During her 1L summer, Molner interned with the Computer Hacking and Intellectual Property Unit of the U.S. Attorney’s Office for the Northern District of California. The internship offered a chance to work on cybersecurity, privacy, and international law issues in a fun and intellectually stimulating environment. Molner highly recommends government internships for a student’s 1L summer, because grappling with high-level policy issues that have lasting impacts is a formative and rewarding experience.
Following a successful 2L summer at Orrick Herrington & Sutcliffe LLP in the Bay Area, Molner decided to return to Orrick after graduation. Molner currently focuses on litigation and counseling matters related to intellectual property, trade secrets, cybersecurity, and data privacy. In particular, she enjoys the intellectual rigor that comes with new issues unfolding in the privacy and cyber space. For example, she has counseled on Illinois’ Biometric Information Privacy Act as applied to facial recognition research and regularly examines new data sharing practices for liability under California’s CCPA, Europe’s GDRP, and other international privacy frameworks. These feel like the kinds of curious, forward-thinking issues she grappled with in law school, but now there’s the added benefit of contributing tangible solutions for her clients.
Reflecting on her experiences in law school and her time at Orrick thus far, Molner has a few pieces of advice for students. First, she encourages individuals to explore, be curious, and dig into interests. Different opportunities will arise and “the more open-minded you are to exploring your interests, the more likely it is that you will find something you are passionate about and want to pursue permanently.” Second, it is okay not to know what you want to do yet. Things will change from the first day of law school to the last; from your first internship to successive internships; from your first year in practice to your fifth year. Molner says, “your career is meant to be dynamic.” Third, when it comes to networking both in school and in practice, “talk to everyone who will talk to you.” Talk to people in the industry you want to work in; cold call everyone’s contact you can get ahold of; talk to friends or family who are lawyers, if you have them. She notes, “people are eager to share their experiences, and you will benefit immensely from hearing these experiences.”

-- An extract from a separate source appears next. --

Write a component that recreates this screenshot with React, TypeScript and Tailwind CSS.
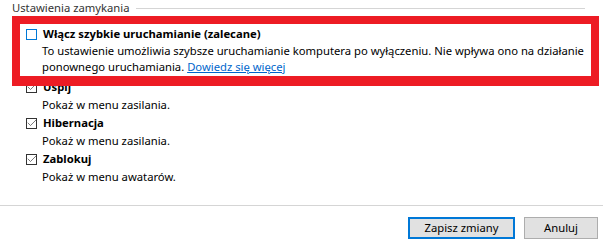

In her free time, Molner enjoys anything that gets her outside. She particularly enjoys hiking and camping, playing tennis, and boxing, and is trying to get back into sailing at the moment, to take full advantage of the Bay. She makes sure to stay connected with close friends from Notre Dame who are near and far, and to be active in regional Notre Dame alumni events.
Molner received impactful mentorship from professors at Notre Dame, and she still returns to them for advice. She deeply values the Notre Dame alumni community and is always eager to pay forward the support, mentorship, and guidance she was offered as a student. She loves connecting with students and helping support them in whatever capacity possible.